Supplied entries:
______________________________
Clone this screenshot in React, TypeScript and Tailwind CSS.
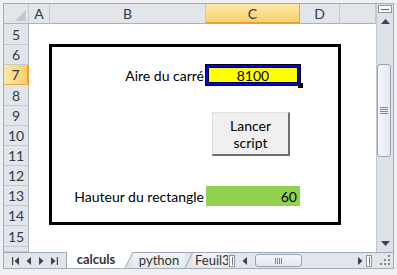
import React from 'react'

type Row = { n: string; h: string; active?: boolean }

const rows: Row[] = [
  { n: '5', h: 'h-[21px]' },
  { n: '6', h: 'h-[20px]' },
  { n: '7', h: 'h-[20px]', active: true },
  { n: '8', h: 'h-[21px]' },
  { n: '9', h: 'h-[20px]' },
  { n: '10', h: 'h-[20px]' },
  { n: '11', h: 'h-[20px]' },
  { n: '12', h: 'h-[20px]' },
  { n: '13', h: 'h-[20px]' },
  { n: '14', h: 'h-[20px]' },
  { n: '15', h: 'h-[21px]' },
  { n: '', h: 'h-[5px]' },
]

function Tri({ dir, bar }: { dir: 'l' | 'r' | 'u' | 'd'; bar?: boolean }) {
  if (dir === 'u') {
    return (
      <svg width="9" height="5" viewBox="0 0 9 5">
        <path d="M0 5 L4.5 0 L9 5 Z" fill="#3b4350" />
      </svg>
    )
  }
  if (dir === 'd') {
    return (
      <svg width="9" height="5" viewBox="0 0 9 5">
        <path d="M0 0 L4.5 5 L9 0 Z" fill="#3b4350" />
      </svg>
    )
  }
  return (
    <svg width={bar ? 7 : 5} height="8" viewBox={bar ? '0 0 7 8' : '0 0 5 8'}>
      {dir === 'l' ? (
        <>
          {bar && <rect x="0" y="0" width="1.2" height="8" fill="#3b4350" />}
          <path d={bar ? 'M7 0 L2.5 4 L7 8 Z' : 'M5 0 L0.5 4 L5 8 Z'} fill="#3b4350" />
        </>
      ) : (
        <>
          <path d="M0 0 L4.5 4 L0 8 Z" fill="#3b4350" />
          {bar && <rect x="5.8" y="0" width="1.2" height="8" fill="#3b4350" />}
        </>
      )}
    </svg>
  )
}

function Splitter() {
  return (
    <div className="w-[6px] h-[12px] bg-white border border-[#8c96a3] flex items-center justify-center">
      <div className="w-[1px] h-[8px] bg-[#6b7582]" />
    </div>
  )
}

export default function App() {
  const head =
    'h-[20px] flex items-center justify-center border-r border-b border-r-[#c5cad1] border-b-[#a9b3bf] bg-[#e2e6eb] text-[14px] text-[#2e3a48]'

  return (
    <div className="w-[397px] h-[275px] bg-[#eef0f3] overflow-hidden pt-[3px] pl-[3px] font-['Lato',sans-serif]">
      <div className="w-[391px] h-[266px] border border-[#a3acb7] flex flex-col bg-[#e2e6eb]">
        <div className="flex h-[248px]">
          {/* sheet */}
          <div className="w-[372px] flex flex-col">
            <div className="flex">
              <div className="w-[25px] h-[20px] border-r border-b border-r-[#c5cad1] border-b-[#a9b3bf] bg-[#e2e6eb] flex items-end justify-end p-[2px]">
                <svg width="11" height="11" viewBox="0 0 11 11">
                  <path d="M11 0 L11 11 L0 11 Z" fill="#c3c8ce" />
                </svg>
              </div>
              <div className={`w-[21px] ${head}`}>A</div>
              <div className={`w-[156px] ${head}`}>B</div>
              <div className="w-[94px] h-[20px] flex items-center justify-center border-r border-b-2 border-r-[#e3a64a] border-b-[#f29a36] bg-gradient-to-b from-[#fde8a8] to-[#f9d06a] text-[14px] text-[#2e3a48]">
                C
              </div>
              <div className={`w-[40px] ${head}`}>D</div>
              <div className={`w-[36px] ${head}`}></div>
            </div>

            <div className="flex h-[228px] overflow-hidden">
              <div className="w-[25px] flex flex-col">
                {rows.map((r) =>
                  r.active ? (
                    <div
                      key={r.n}
                      className={`${r.h} flex items-center justify-center border-r-2 border-b border-r-[#f29a36] border-b-[#e3a64a] bg-gradient-to-r from-[#fde8a8] to-[#f9d06a] text-[14px] text-[#2e3a48]`}
                    >
                      {r.n}
                    </div>
                  ) : (
                    <div
                      key={r.n || 'x'}
                      className={`${r.h} flex items-center justify-center border-r border-b border-r-[#a9b3bf] border-b-[#c5cad1] bg-[#e2e6eb] text-[14px] text-[#2e3a48]`}
                    >
                      {r.n}
                    </div>
                  ),
                )}
              </div>

              <div className="relative w-[347px] bg-white grid grid-cols-[21px_156px_94px_40px_36px] grid-rows-[21px_20px_20px_21px_20px_20px_20px_20px_20px_20px_21px_5px] text-[14px] text-black">
                <div className="col-start-2 row-start-3 flex items-center justify-end pr-[2px] whitespace-nowrap">
                  Aire du carré
                </div>
                <div className="col-start-3 row-start-3 relative">
                  <div className="absolute -inset-[1px] border border-black">
                    <div className="w-full h-full border-2 border-[#0000ff]">
                      <div className="w-full h-full border border-black bg-[#ffff00] flex items-center justify-center">
                        8100
                      </div>
                    </div>
                  </div>
                  <div className="absolute right-[-3px] bottom-[-3px] w-[5px] h-[5px] bg-black" />
                </div>

                <div className="col-start-2 row-start-9 flex items-center justify-end pr-[2px] whitespace-nowrap">
                  Hauteur du rectangle
                </div>
                <div className="col-start-3 row-start-9 bg-[#92d050] flex items-center justify-end pr-[3px]">
                  60
                </div>

                <div className="absolute left-[20px] top-[20px] w-[292px] h-[181px] border-[3px] border-black pointer-events-none" />

                <div className="absolute left-[183px] top-[88px] w-[78px] h-[44px] bg-[#f0f0f0] border-t border-l border-t-[#e0e0e0] border-l-[#e0e0e0] border-r-2 border-b-2 border-r-[#6e6e6e] border-b-[#6e6e6e] flex flex-col items-center justify-center leading-[17px] text-[14px] text-black">
                  <span>Lancer</span>
                  <span>script</span>
                </div>
              </div>
            </div>
          </div>

          {/* vertical scrollbar */}
          <div className="w-[17px] flex flex-col bg-[#dde2e9] border-l border-[#c2c8d0]">
            <div className="h-[8px] mx-[1px] mt-[1px] border border-[#8c96a3] bg-white flex items-center justify-center">
              <div className="w-[8px] h-[1px] bg-[#59636f]" />
            </div>
            <div className="h-[16px] flex items-center justify-center">
              <Tri dir="u" />
            </div>
            <div className="h-[35px]" />
            <div className="w-[14px] h-[93px] rounded-[3px] border border-[#98a3b0] bg-gradient-to-r from-[#f5f7fa] to-[#e3e8ee] flex flex-col items-center justify-center gap-[1px]">
              <div className="w-[8px] h-[1px] bg-[#7f8a98]" />
              <div className="w-[8px] h-[1px] bg-[#7f8a98]" />
              <div className="w-[8px] h-[1px] bg-[#7f8a98]" />
              <div className="w-[8px] h-[1px] bg-[#7f8a98]" />
            </div>
            <div className="flex-1" />
            <div className="h-[17px] flex items-center justify-center">
              <Tri dir="d" />
            </div>
          </div>
        </div>

        {/* tab bar */}
        <div className="h-[16px] flex items-stretch bg-[#e2e6eb] text-[13px] text-[#333]">
          <div className="w-[63px] flex items-center justify-around px-[4px] border-t border-r border-[#9ea8b4]">
            <Tri dir="l" bar />
            <Tri dir="l" />
            <Tri dir="r" />
            <Tri dir="r" bar />
          </div>
          <div className="w-[58px] bg-white flex items-center justify-center font-bold leading-none pb-[1px]">
            calculs
          </div>
          <svg width="8" height="16" viewBox="0 0 8 16" className="shrink-0">
            <path d="M0 16 L0 0 L8 0 Z" fill="#ffffff" />
            <path d="M0 16 L8 0" stroke="#9ea8b4" strokeWidth="1" />
          </svg>
          <div className="w-[52px] flex items-center justify-center border-t border-[#9ea8b4] bg-gradient-to-b from-[#f2f4f7] to-[#e4e8ed] leading-none pb-[1px]">
            python
          </div>
          <svg width="8" height="16" viewBox="0 0 8 16" className="shrink-0">
            <path d="M0 0.5 L8 0.5" stroke="#9ea8b4" strokeWidth="1" />
            <path d="M0 16 L8 0" stroke="#9ea8b4" strokeWidth="1" />
          </svg>
          <div className="w-[35px] overflow-hidden flex items-center border-t border-[#9ea8b4] bg-gradient-to-b from-[#f2f4f7] to-[#e4e8ed] leading-none pb-[1px] pl-[2px] whitespace-nowrap">
            Feuil3
          </div>
          <div className="flex items-center border-t border-[#9ea8b4] px-[1px]">
            <Splitter />
          </div>
          <div className="flex-1 flex items-center border-t border-[#9ea8b4] pl-[6px] pr-[4px]">
            <Tri dir="l" />
            <div className="ml-[8px] w-[47px] h-[13px] rounded-[3px] border border-[#98a3b0] bg-gradient-to-b from-[#f5f7fa] to-[#e3e8ee] flex items-center justify-center gap-[1px]">
              <div className="w-[1px] h-[6px] bg-[#7f8a98]" />
              <div className="w-[1px] h-[6px] bg-[#7f8a98]" />
              <div className="w-[1px] h-[6px] bg-[#7f8a98]" />
              <div className="w-[1px] h-[6px] bg-[#7f8a98]" />
            </div>
            <div className="flex-1" />
            <Tri dir="r" />
            <div className="ml-[3px]">
              <Splitter />
            </div>
          </div>
          <div className="w-[17px] flex items-end justify-end border-t border-[#9ea8b4] p-[2px]">
            <svg width="11" height="11" viewBox="0 0 11 11">
              <rect x="8" y="0" width="2" height="2" fill="#7c8794" />
              <rect x="4" y="4" width="2" height="2" fill="#7c8794" />
              <rect x="8" y="4" width="2" height="2" fill="#7c8794" />
              <rect x="0" y="8" width="2" height="2" fill="#7c8794" />
              <rect x="4" y="8" width="2" height="2" fill="#7c8794" />
              <rect x="8" y="8" width="2" height="2" fill="#7c8794" />
            </svg>
          </div>
        </div>
      </div>
    </div>
  )
}
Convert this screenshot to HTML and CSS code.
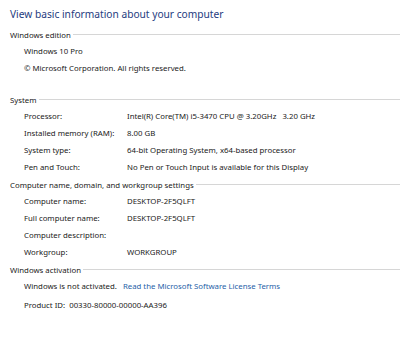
FILE: index.html
```html
<!DOCTYPE html>
<html>
<head>
    <link rel="stylesheet" href="styles.css">
</head>
<body>
    <div id="page">
        <h1 class="title">View basic information about your computer</h1>

        <div class="section edition">
            <div class="section-head"><span>Windows edition</span></div>
            <p class="line">Windows 10 Pro</p>
            <p class="line">© Microsoft Corporation. All rights reserved.</p>
        </div>

        <div class="section system">
            <div class="section-head"><span>System</span></div>
            <div class="rows">
                <span class="label">Processor:</span>
                <span class="value">Intel(R) Core(TM) i5-3470 CPU @ 3.20GHz &nbsp; 3.20 GHz</span>
                <span class="label">Installed memory (RAM):</span>
                <span class="value">8.00 GB</span>
                <span class="label">System type:</span>
                <span class="value">64-bit Operating System, x64-based processor</span>
                <span class="label">Pen and Touch:</span>
                <span class="value">No Pen or Touch Input is available for this Display</span>
            </div>
        </div>

        <div class="section">
            <div class="section-head"><span>Computer name, domain, and workgroup settings</span></div>
            <div class="rows">
                <span class="label">Computer name:</span>
                <span class="value">DESKTOP-2F5QLFT</span>
                <span class="label">Full computer name:</span>
                <span class="value">DESKTOP-2F5QLFT</span>
                <span class="label">Computer description:</span>
                <span class="value"></span>
                <span class="label">Workgroup:</span>
                <span class="value">WORKGROUP</span>
            </div>
        </div>

        <div class="section">
            <div class="section-head"><span>Windows activation</span></div>
            <p class="line">Windows is not activated. <a class="link">Read the Microsoft Software License Terms</a></p>
            <p class="line product">Product ID: &nbsp;00330-80000-00000-AA396</p>
        </div>
    </div>
</body>
</html>
```

FILE: styles.css
```css
body {
    margin: 0;
    background-color: white;
    font-family: 'Noto Sans', 'Open Sans', sans-serif;
    color: #1a1a1a;
    font-size: 7.8px;
}

#page {
    padding: 5px 0 0 10px;
}

.title {
    margin: 0;
    font-size: 10.2px;
    font-weight: normal;
    color: #1e3b80;
    line-height: 18px;
}

.section {
    margin-top: 0;
}

.section.edition {
    margin-top: 3px;
}

.section.system {
    margin-top: 14px;
}

.section-head {
    display: flex;
    align-items: center;
    height: 17px;
}

.section-head::after {
    content: '';
    flex: 1;
    height: 1px;
    background-color: #d6d6d6;
    margin-left: 2px;
}

.line {
    margin: 0;
    padding-left: 14px;
    line-height: 17px;
}

.rows {
    display: grid;
    grid-template-columns: 103px 1fr;
    padding-left: 14px;
    line-height: 17px;
}

.link {
    color: #1f5fa8;
    margin-left: 4px;
}

.product {
    margin-top: 2px;
}
```
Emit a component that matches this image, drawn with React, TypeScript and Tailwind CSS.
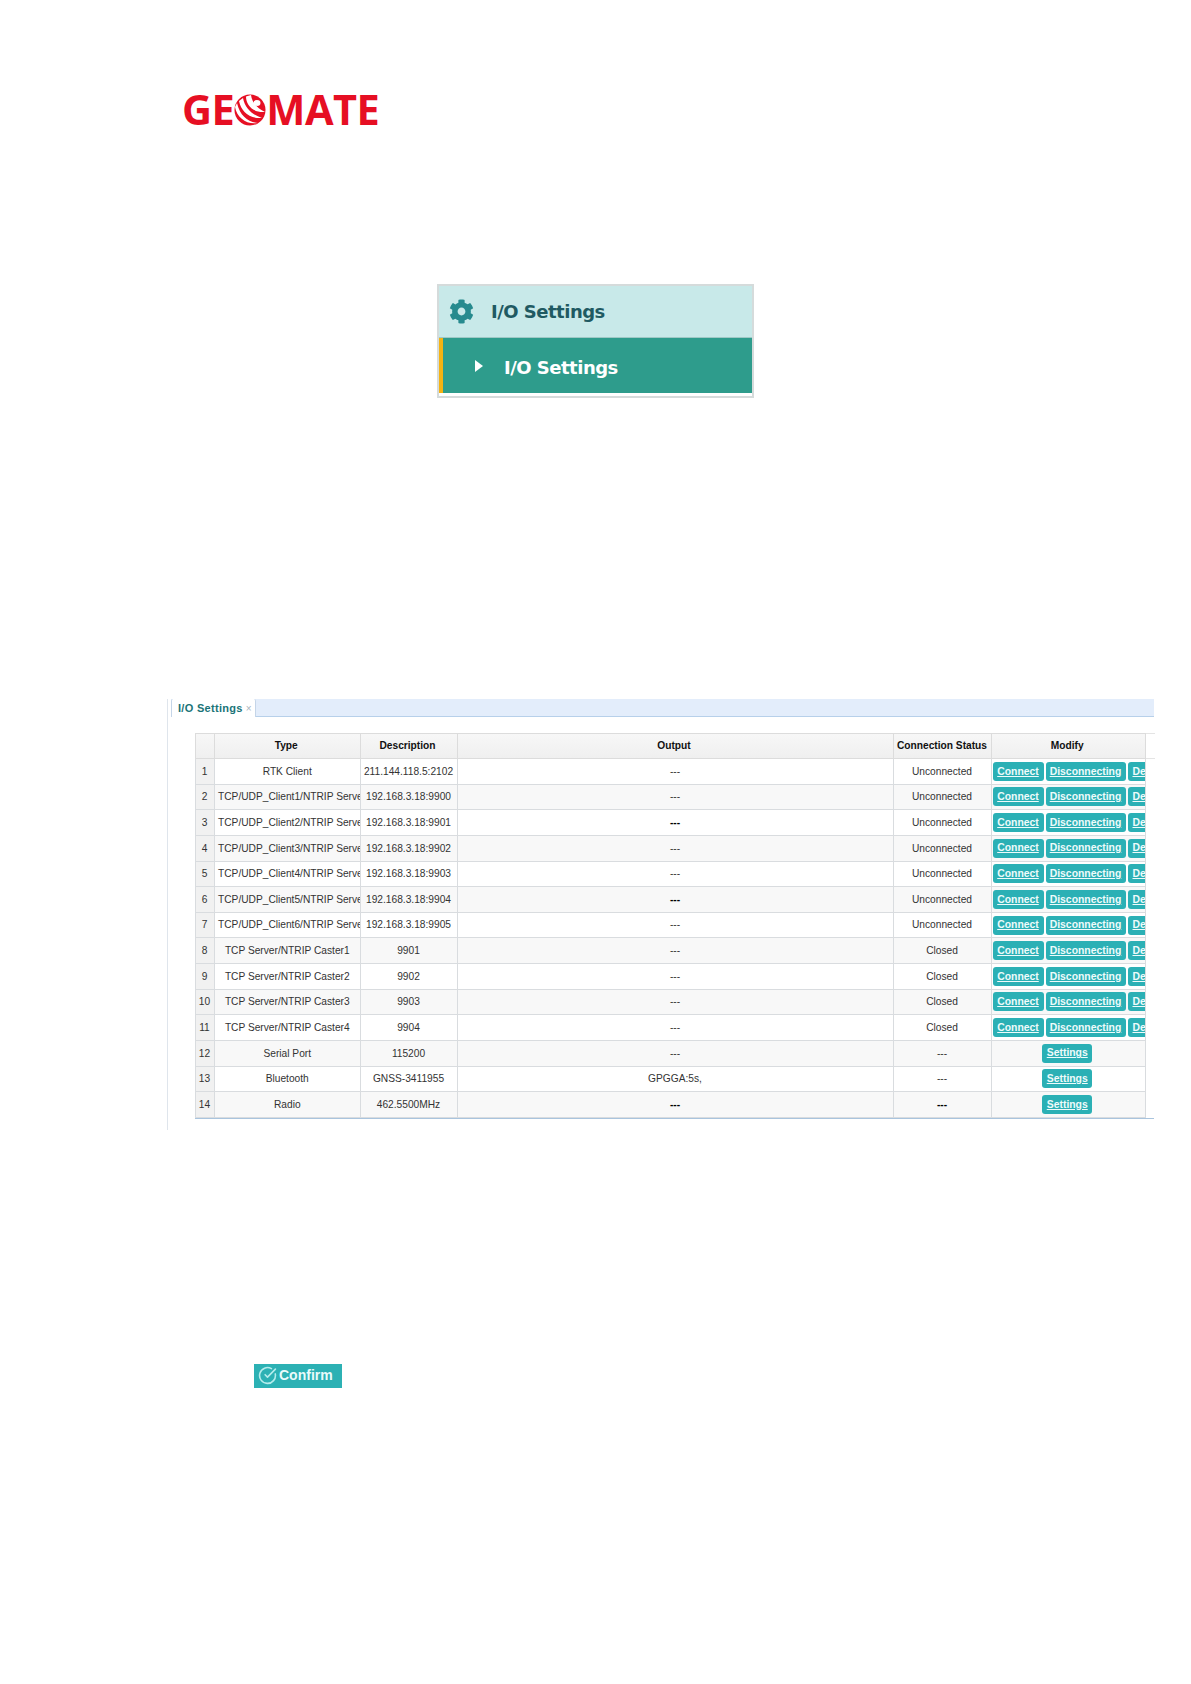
______________________________
What to do: From the records above, pick out and copy each line holding the word "this".

Output of the exercise:
Clone this screenshot in React, TypeScript and Tailwind CSS.
Convert this screenshot to HTML and CSS code.
                <span class="value">No Pen or Touch Input is available for this Display</span>
Emit a component that matches this image, drawn with React, TypeScript and Tailwind CSS.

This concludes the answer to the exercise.